= Richard Folville =

14th-century English criminal gang member

Richard Folville (died 1340 or 1341) was a member of the infamous Folville Gang captained by his older brother Eustace.

==Biography==
Richard was the fourth of 7 sons born to Sir John Folville (died 1310) of Ashby Folville, Leicestershire. In 1321, he was created rector to the small country parish of Teigh, about 12km east of Melton Mowbray. A warrant for Folville's arrest was issued in March 1326 for his part in connection with the assassination of Sir Roger Bellere, and he was also involved in much of his siblings' later strifes.

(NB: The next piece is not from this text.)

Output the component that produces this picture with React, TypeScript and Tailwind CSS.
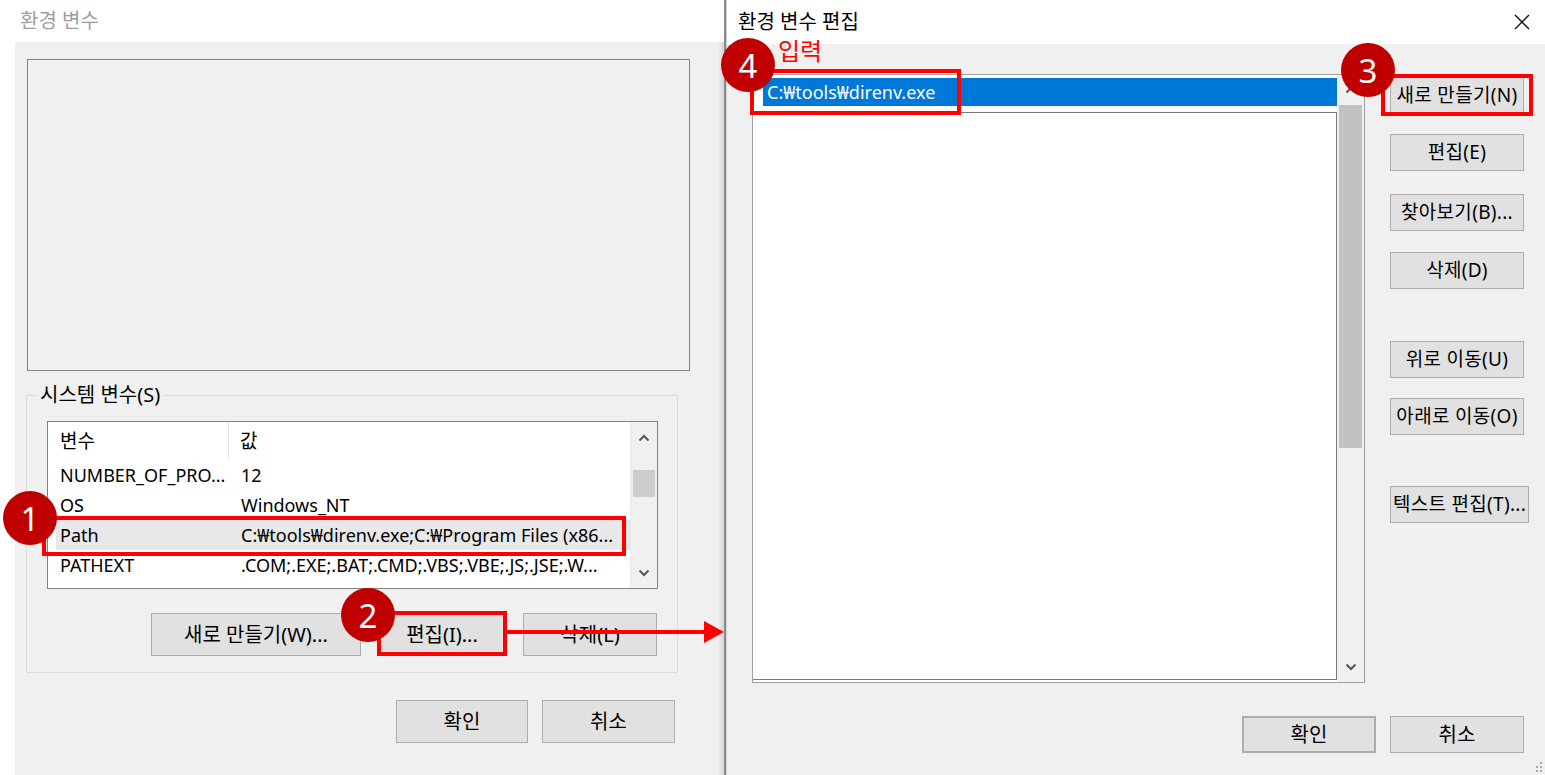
import React from 'react';

const font = "font-['Noto_Sans','Noto_Sans_CJK_KR',sans-serif]";

const Btn = ({ label, className = '' }: { label: string; className?: string }) => (
  <div className={`flex shrink-0 items-center justify-center whitespace-nowrap border border-[#adadad] bg-[#e1e1e1] text-black ${className}`}>
    {label}
  </div>
);

const Chevron = ({ up }: { up?: boolean }) => (
  <svg width="12" height="8" viewBox="0 0 12 8">
    <path d={up ? 'M1.5 6.5 L6 2 L10.5 6.5' : 'M1.5 1.5 L6 6 L10.5 1.5'} fill="none" stroke="#555" strokeWidth="2" />
  </svg>
);

const Badge = ({ n, className }: { n: number; className: string }) => (
  <div className={`absolute flex h-[54px] w-[54px] items-center justify-center rounded-full bg-[#c00000] text-[33px] leading-none text-white ${className}`}>
    {n}
  </div>
);

const rows = [
  { name: 'NUMBER_OF_PRO...', value: '12' },
  { name: 'OS', value: 'Windows_NT' },
  { name: 'Path', value: 'C:₩tools₩direnv.exe;C:₩Program Files (x86...', active: true },
  { name: 'PATHEXT', value: '.COM;.EXE;.BAT;.CMD;.VBS;.VBE;.JS;.JSE;.W...' },
];

const EnvVars = () => (
  <div className="flex w-[724px] shrink-0 flex-col">
    <div className="flex h-[42px] items-center pl-[20px] text-[20px] text-[#9d9d9d]">환경 변수</div>
    <div className="ml-[15px] flex flex-1 flex-col bg-[linear-gradient(to_right,#f0f0f0_calc(100%-6px),#d4d4d4)]">
      <div className="ml-[12px] mt-[17px] h-[312px] w-[663px] border border-[#828282]" />

      <fieldset className="ml-[11px] mt-[12px] h-[290px] w-[652px] border border-[#dcdcdc]">
        <legend className="ml-[9px] px-[4px] text-[20px] leading-[24px]">시스템 변수(S)</legend>

        <div className="ml-[20px] mt-[14px] flex h-[168px] w-[611px] border border-[#828282] bg-white text-[18px]">
          <div className="flex flex-1 flex-col">
            <div className="flex h-[38px] items-stretch text-[19px]">
              <div className="flex w-[181px] items-center border-r border-[#e5e5e5] pl-[12px]">변수</div>
              <div className="flex items-center pl-[11px]">값</div>
            </div>
            <div className="flex flex-col pl-[8px]">
              {rows.map((r) => (
                <div key={r.name} className={`flex h-[30px] items-center ${r.active ? 'bg-[#e8e8e8]' : ''}`}>
                  <div className="w-[185px] pl-[4px]">{r.name}</div>
                  <div className="whitespace-nowrap">{r.value}</div>
                </div>
              ))}
            </div>
          </div>
          <div className="flex w-[27px] flex-col items-center border-l border-[#ececec] bg-[#f0f0f0]">
            <div className="flex h-[32px] items-center">
              <Chevron up />
            </div>
            <div className="mt-[16px] h-[27px] w-[22px] bg-[#cdcdcd]" />
            <div className="flex-1" />
            <div className="flex h-[30px] items-center">
              <Chevron />
            </div>
          </div>
        </div>

        <div className="mr-[20px] mt-[24px] flex justify-end gap-[17px] text-[20px]">
          <Btn label="새로 만들기(W)..." className="h-[43px] w-[210px]" />
          <Btn label="편집(I)..." className="h-[43px] w-[128px]" />
          <Btn label="삭제(L)" className="h-[43px] w-[134px]" />
        </div>
      </fieldset>

      <div className="mr-[49px] mt-[27px] flex justify-end gap-[14px] text-[20px]">
        <Btn label="확인" className="h-[43px] w-[132px]" />
        <Btn label="취소" className="h-[43px] w-[133px]" />
      </div>
    </div>
  </div>
);

const EditDialog = () => (
  <div className="flex flex-1 flex-col">
    <div className="flex h-[44px] items-center justify-between pl-[11px] pr-[15px] text-[20px] text-black">
      <span>환경 변수 편집</span>
      <svg width="16" height="16" viewBox="0 0 16 16">
        <path d="M1 1 L15 15 M15 1 L1 15" stroke="#111" strokeWidth="1.4" />
      </svg>
    </div>
    <div className="relative flex flex-1 flex-col bg-[#f0f0f0]">
      <div className="ml-[25px] mt-[30px] flex items-start">
        <div className="flex h-[609px] w-[613px] border border-[#a0a0a0] bg-white">
          <div className="flex flex-1 flex-col">
            <div className="h-[37px] pl-[10px] pt-[3px]">
              <div className="flex h-[28px] items-center bg-[#0078d7] pl-[4px] text-[18px] text-white">C:₩tools₩direnv.exe</div>
            </div>
            <div className="mb-[2px] flex-1 border-b border-r border-t border-[#7a7a7a] bg-white" />
          </div>
          <div className="flex w-[27px] flex-col items-center bg-[#f0f0f0]">
            <div className="flex h-[30px] items-center">
              <Chevron up />
            </div>
            <div className="h-[343px] w-[23px] bg-[#c2c2c2]" />
            <div className="flex-1" />
            <div className="flex h-[30px] items-center">
              <Chevron />
            </div>
          </div>
        </div>

        <div className="ml-[25px] flex flex-col text-[19px] tracking-[0.3px]">
          <Btn label="새로 만들기(N)" className="mt-[3px] h-[37px] w-[134px]" />
          <Btn label="편집(E)" className="mt-[20px] h-[37px] w-[134px]" />
          <Btn label="찾아보기(B)..." className="mt-[23px] h-[37px] w-[134px]" />
          <Btn label="삭제(D)" className="mt-[21px] h-[37px] w-[134px]" />
          <Btn label="위로 이동(U)" className="mt-[52px] h-[37px] w-[134px]" />
          <Btn label="아래로 이동(O)" className="mt-[20px] h-[37px] w-[134px]" />
          <Btn label="텍스트 편집(T)..." className="mt-[51px] h-[37px] w-[139px]" />
        </div>
      </div>

      <div className="mr-[21px] mt-[33px] flex justify-end gap-[14px] text-[20px]">
        <Btn label="확인" className="h-[37px] w-[134px] border-2 border-[#0078d7]" />
        <Btn label="취소" className="h-[37px] w-[134px]" />
      </div>

      <svg className="absolute bottom-[2px] right-[2px]" width="10" height="12" viewBox="0 0 10 12">
        <g fill="#a8a8a8">
          <rect x="7" y="1" width="2" height="2" />
          <rect x="7" y="5" width="2" height="2" />
          <rect x="3" y="5" width="2" height="2" />
          <rect x="7" y="9" width="2" height="2" />
          <rect x="3" y="9" width="2" height="2" />
        </g>
      </svg>
    </div>
  </div>
);

export default function App() {
  return (
    <div className={`relative flex h-[775px] w-[1545px] overflow-hidden bg-white text-black ${font}`}>
      <EnvVars />
      <div className="w-[2px] shrink-0 bg-[#8a8a8a]" />
      <div className="w-[1px] shrink-0 bg-[#cfcfcf]" />
      <EditDialog />

      {/* annotations */}
      <div className="absolute left-[42px] top-[516px] h-[40px] w-[584px] border-4 border-[#ff0000]" />
      <div className="absolute left-[377px] top-[611px] h-[45px] w-[130px] border-4 border-[#ff0000]" />
      <div className="absolute left-[1381px] top-[74px] h-[42px] w-[152px] border-4 border-[#ff0000]" />
      <div className="absolute left-[750px] top-[69px] h-[46px] w-[211px] border-4 border-[#ff0000]" />
      <svg className="absolute left-[504px] top-[620px]" width="222" height="24" viewBox="0 0 222 24">
        <path d="M0 12 H202" stroke="#ff0000" strokeWidth="4" />
        <path d="M200 1 L220 12 L200 23 Z" fill="#ff0000" />
      </svg>
      <div className="absolute left-[778px] top-[35px] text-[24px] leading-[32px] text-[#ff0000]">입력</div>
      <Badge n={1} className="left-[3px] top-[491px]" />
      <Badge n={2} className="left-[341px] top-[588px]" />
      <Badge n={3} className="left-[1341px] top-[43px]" />
      <Badge n={4} className="left-[721px] top-[38px]" />
    </div>
  );
}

Folville seems to have masterminded the abduction and ransom of the justice Sir Richard Willoughby, later Chief Justice of the King's Bench. The chronicler Henry Knighton, our principal witness to the activities of the Folvilles, claims that the "savage, audacious" Richard was in charge of the socialem comitivam ('allied company') which attacked Willoughby. The kidnapping occurred in January 1332. Willoughby was seized on the road to Grantham and escorted into nearby woodland. One indictment claims that he was carried from here to numerous dens and hideouts across the county, "from wood to wood". He was eventually made to pay 1300 marks for his release and forced to swear an oath of loyalty to the Folvilles.

==Capture and death==
Richard was the only member of the Folville gang to suffer official retribution. In either 1340 or 1341, he and some of his retinue were cornered in the church of Teigh by Sir Robert de Colville, a keeper of the King's peace. After a prolonged struggle, which resulted in at least one fatality as Richard fired arrows from the church, Sir Robert succeeded in drawing Richard from the building. Once in custody, Folville was summarily beheaded, in his own churchyard. After the event Pope Clement VI instructed Thomas Bek, Bishop of Lincoln, to absolve Robert and his men for killing the priest, on condition that they were whipped at each of main churches in the area, by way of penance. This is clearly reminiscent of Henry II's penance before the cathedral of Avranches, after the death of Thomas Becket.